• [Set exercise]: Look through the listing for the word "this". Copy each line that has it.

• [Input data]:
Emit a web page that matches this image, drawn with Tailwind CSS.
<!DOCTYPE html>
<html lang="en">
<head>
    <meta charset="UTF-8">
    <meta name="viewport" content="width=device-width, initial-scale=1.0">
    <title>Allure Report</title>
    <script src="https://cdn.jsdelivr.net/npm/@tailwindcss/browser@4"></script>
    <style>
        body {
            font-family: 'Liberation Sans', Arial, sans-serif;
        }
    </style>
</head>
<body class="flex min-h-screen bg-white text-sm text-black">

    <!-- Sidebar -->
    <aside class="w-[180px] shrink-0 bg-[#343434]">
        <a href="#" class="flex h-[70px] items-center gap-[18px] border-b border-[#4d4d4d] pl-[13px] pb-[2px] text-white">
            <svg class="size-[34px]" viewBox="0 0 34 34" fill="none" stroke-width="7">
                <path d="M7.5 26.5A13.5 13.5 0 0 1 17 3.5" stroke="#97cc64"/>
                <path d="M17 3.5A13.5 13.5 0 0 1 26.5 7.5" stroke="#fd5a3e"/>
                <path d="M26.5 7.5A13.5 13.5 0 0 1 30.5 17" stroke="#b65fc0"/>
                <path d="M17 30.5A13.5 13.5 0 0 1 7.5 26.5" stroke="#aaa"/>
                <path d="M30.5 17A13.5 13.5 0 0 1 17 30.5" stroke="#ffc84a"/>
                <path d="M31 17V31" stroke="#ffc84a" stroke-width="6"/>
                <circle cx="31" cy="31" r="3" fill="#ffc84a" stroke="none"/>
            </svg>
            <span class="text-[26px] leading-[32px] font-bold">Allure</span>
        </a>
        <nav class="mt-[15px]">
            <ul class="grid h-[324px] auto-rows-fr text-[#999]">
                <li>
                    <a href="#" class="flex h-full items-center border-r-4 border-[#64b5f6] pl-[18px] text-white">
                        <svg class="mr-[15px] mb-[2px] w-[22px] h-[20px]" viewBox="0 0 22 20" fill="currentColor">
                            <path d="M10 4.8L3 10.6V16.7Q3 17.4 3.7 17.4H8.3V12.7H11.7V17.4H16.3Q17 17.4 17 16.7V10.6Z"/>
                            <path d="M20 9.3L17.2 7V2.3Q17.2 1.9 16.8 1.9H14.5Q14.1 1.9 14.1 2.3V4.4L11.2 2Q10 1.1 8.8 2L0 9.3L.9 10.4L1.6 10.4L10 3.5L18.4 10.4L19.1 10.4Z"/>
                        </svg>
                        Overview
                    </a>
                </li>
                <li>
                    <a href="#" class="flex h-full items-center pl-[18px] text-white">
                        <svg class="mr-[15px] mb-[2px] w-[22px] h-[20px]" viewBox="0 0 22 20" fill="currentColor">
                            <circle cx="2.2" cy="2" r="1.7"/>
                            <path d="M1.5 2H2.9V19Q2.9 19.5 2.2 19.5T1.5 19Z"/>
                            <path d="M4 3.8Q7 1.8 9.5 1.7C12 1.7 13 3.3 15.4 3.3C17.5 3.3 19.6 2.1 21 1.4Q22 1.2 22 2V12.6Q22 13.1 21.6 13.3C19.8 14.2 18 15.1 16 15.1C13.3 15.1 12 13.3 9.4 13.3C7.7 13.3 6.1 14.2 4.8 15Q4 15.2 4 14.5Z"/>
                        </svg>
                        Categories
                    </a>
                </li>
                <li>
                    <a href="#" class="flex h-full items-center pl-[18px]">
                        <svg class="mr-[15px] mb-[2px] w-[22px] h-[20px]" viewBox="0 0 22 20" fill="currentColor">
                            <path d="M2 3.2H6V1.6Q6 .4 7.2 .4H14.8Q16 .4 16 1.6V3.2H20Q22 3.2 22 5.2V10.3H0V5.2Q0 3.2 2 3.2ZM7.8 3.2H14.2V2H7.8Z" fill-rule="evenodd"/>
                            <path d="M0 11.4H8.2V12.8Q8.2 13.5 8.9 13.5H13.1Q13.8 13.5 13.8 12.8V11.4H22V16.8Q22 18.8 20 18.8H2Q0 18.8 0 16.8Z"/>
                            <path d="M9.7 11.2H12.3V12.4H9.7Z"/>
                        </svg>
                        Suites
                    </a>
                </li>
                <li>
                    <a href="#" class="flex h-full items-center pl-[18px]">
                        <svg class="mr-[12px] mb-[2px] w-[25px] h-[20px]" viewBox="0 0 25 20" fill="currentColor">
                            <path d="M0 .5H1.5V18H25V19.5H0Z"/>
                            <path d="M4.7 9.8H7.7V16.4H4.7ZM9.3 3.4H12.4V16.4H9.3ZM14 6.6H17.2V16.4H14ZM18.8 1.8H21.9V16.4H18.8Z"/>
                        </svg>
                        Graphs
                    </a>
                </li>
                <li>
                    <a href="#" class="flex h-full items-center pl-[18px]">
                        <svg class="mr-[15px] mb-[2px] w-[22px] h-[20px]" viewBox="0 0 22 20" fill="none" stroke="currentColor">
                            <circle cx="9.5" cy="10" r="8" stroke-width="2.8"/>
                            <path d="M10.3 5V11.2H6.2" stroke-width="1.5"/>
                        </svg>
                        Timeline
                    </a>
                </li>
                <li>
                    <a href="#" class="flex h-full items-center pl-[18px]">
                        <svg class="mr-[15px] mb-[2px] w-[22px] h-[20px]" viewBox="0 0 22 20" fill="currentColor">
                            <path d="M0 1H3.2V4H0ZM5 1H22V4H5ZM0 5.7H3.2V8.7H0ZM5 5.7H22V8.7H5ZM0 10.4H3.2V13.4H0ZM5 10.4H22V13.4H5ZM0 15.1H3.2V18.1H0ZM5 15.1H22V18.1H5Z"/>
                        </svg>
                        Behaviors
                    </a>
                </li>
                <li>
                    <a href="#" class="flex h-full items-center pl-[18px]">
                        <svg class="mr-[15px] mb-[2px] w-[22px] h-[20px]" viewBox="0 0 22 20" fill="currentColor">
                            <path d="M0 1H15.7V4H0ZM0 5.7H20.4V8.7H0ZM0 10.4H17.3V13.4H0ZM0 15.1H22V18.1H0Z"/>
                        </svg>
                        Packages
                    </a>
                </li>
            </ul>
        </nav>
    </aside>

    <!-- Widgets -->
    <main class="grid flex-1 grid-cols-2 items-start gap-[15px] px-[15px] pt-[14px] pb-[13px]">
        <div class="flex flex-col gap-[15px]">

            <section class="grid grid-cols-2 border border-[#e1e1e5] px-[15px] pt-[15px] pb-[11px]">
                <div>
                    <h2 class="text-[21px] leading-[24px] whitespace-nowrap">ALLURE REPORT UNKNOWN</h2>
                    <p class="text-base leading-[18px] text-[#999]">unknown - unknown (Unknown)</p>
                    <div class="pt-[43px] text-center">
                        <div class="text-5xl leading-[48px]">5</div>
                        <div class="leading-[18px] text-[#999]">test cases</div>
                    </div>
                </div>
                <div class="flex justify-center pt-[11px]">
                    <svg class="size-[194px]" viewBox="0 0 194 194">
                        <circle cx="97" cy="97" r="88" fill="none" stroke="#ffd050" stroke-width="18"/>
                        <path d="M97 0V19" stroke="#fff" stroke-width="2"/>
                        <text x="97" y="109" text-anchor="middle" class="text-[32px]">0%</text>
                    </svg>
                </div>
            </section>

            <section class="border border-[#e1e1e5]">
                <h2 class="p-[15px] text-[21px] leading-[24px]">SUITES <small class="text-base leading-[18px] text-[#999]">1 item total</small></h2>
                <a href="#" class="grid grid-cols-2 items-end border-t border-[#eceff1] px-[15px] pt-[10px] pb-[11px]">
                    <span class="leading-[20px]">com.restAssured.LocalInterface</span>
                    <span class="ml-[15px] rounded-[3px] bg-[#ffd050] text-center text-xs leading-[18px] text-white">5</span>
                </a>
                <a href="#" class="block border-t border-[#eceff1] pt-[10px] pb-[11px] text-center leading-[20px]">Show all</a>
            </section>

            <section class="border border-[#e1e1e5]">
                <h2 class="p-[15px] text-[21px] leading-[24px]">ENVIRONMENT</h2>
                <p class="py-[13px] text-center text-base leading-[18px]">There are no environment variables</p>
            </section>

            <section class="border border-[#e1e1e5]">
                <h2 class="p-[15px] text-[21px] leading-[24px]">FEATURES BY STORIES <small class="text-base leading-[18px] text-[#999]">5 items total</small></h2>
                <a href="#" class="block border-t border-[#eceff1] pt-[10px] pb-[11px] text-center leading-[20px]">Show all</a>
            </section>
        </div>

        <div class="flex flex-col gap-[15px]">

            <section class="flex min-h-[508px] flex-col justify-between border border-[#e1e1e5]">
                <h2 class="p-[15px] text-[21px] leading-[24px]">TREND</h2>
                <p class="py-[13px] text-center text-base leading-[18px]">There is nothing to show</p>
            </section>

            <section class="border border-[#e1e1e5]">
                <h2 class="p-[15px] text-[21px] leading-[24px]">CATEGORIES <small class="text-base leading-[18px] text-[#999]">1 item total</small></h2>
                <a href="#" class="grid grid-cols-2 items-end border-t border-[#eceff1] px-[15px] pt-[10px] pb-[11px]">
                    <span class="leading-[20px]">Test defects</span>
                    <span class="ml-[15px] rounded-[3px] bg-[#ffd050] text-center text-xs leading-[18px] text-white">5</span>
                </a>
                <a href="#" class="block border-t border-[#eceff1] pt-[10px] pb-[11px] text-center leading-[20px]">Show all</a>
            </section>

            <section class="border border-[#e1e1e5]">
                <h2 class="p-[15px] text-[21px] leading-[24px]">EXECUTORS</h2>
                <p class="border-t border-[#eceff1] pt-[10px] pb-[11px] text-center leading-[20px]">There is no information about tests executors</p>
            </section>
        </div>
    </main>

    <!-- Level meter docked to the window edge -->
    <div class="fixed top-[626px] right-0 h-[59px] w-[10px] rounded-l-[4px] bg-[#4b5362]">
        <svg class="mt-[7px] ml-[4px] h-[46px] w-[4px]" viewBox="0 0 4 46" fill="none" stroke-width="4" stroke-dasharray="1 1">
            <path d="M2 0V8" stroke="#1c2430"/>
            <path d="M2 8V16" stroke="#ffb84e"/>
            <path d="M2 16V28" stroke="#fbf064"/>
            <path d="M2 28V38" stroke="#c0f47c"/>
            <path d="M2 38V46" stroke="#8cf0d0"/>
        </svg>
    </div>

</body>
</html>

* * *

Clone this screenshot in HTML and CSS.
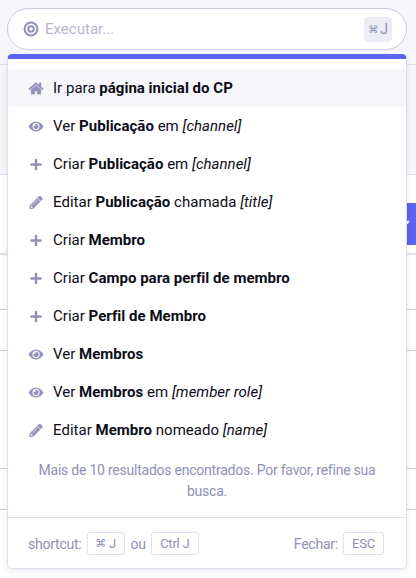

• [Solution to the exercise]:
Emit a web page that matches this image, drawn with Tailwind CSS.
Clone this screenshot in HTML and CSS.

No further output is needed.